What he took away from the experience was that customer satisfaction starts with employee satisfaction. He took the entire company to Southwest’s headquarters in Dallas for a tour.

“When you walk around their building, you can feel the positive energy,” Brooks says.  “People want to work in a company where they’re respected and valued.”

He started by restoring the company’s profit-sharing plan and its 409k program. Performance bonuses were tied to customer-satisfaction ratings. Employee achievement is celebrated companywide, and awards are given out at quarterly “pep rallies.”

They also made a commitment to community involvement; Grand Homes now supports dozens of charities and Brooks is on the board of directors of Homes for Hope, a non-profit that raises money for micro-loans in developing countries.

Accountability has been another key. If a buyer doesn’t return a survey, a manager has to call them to find out why. “The managers don’t get off the hook,” he says. “That’s paid huge dividends for us.”

Looking back, Brooks says that he understands now why he had such a hard time understanding the concept of customer satisfaction. He saw himself as the provider of a product and the home-buying process as a transaction. The buyers got what they paid for, but not much else.

“They’re buying bricks and sticks, yes, but what they’re really buying is custom-building services,” he says. “It didn’t matter how good our product was. People want to be treated properly.”

With the change in focus, Brooks says the company’s satisfaction ratings have gone from being its Achilles heel — “our competitors would beat us to death with it” — to being a benefit that it uses in advertisements. And the profit margin that Brooks placed such a high value on has gone up.

“We can give good service and get paid for it,” he says. “What a concept. When you deliver that, the payback is huge. Then the referrals come, and the Realtors come. They want to do business with you. After awhile, it begins to feed on itself.
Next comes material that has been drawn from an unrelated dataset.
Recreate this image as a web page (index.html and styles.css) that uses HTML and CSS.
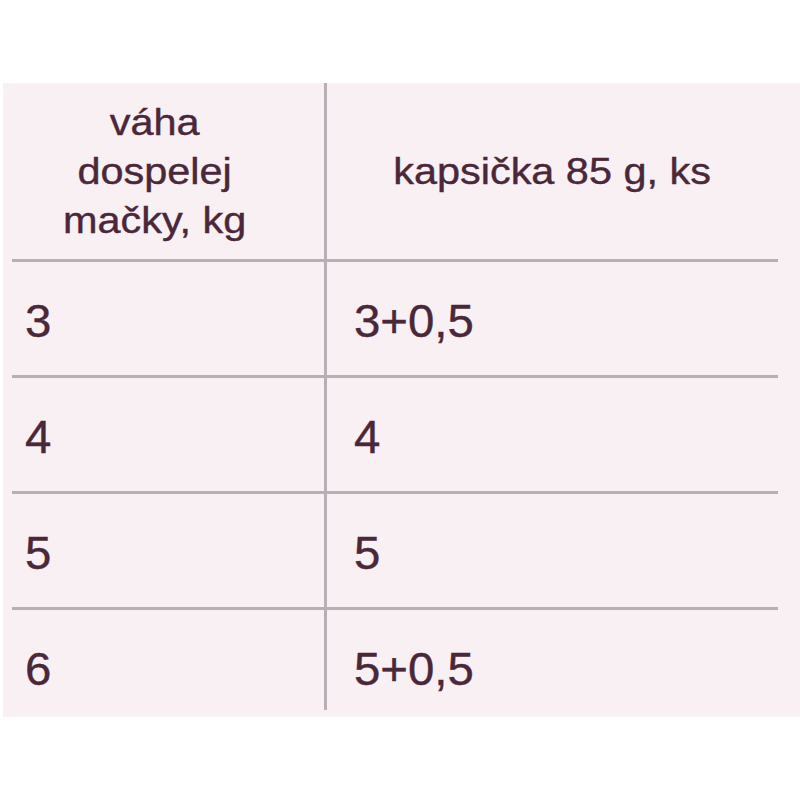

I am absolutely overwhelmed by the payback.”

Three pieces of advice from Grand Homes president
Stephen Brooks:

  1. Value your employees. Do internal surveys to find out how they really feel. “Candid feedback from employees forces change,” he says. “Our first rounds of surveys were terrible.”
  2. Recognize employees for their contributions and achievements. It pays huge dividends.
  3. Fix what buyers tell you to fix. They’re not always right, but most of the times they are. They know what they expected and what they didn’t get.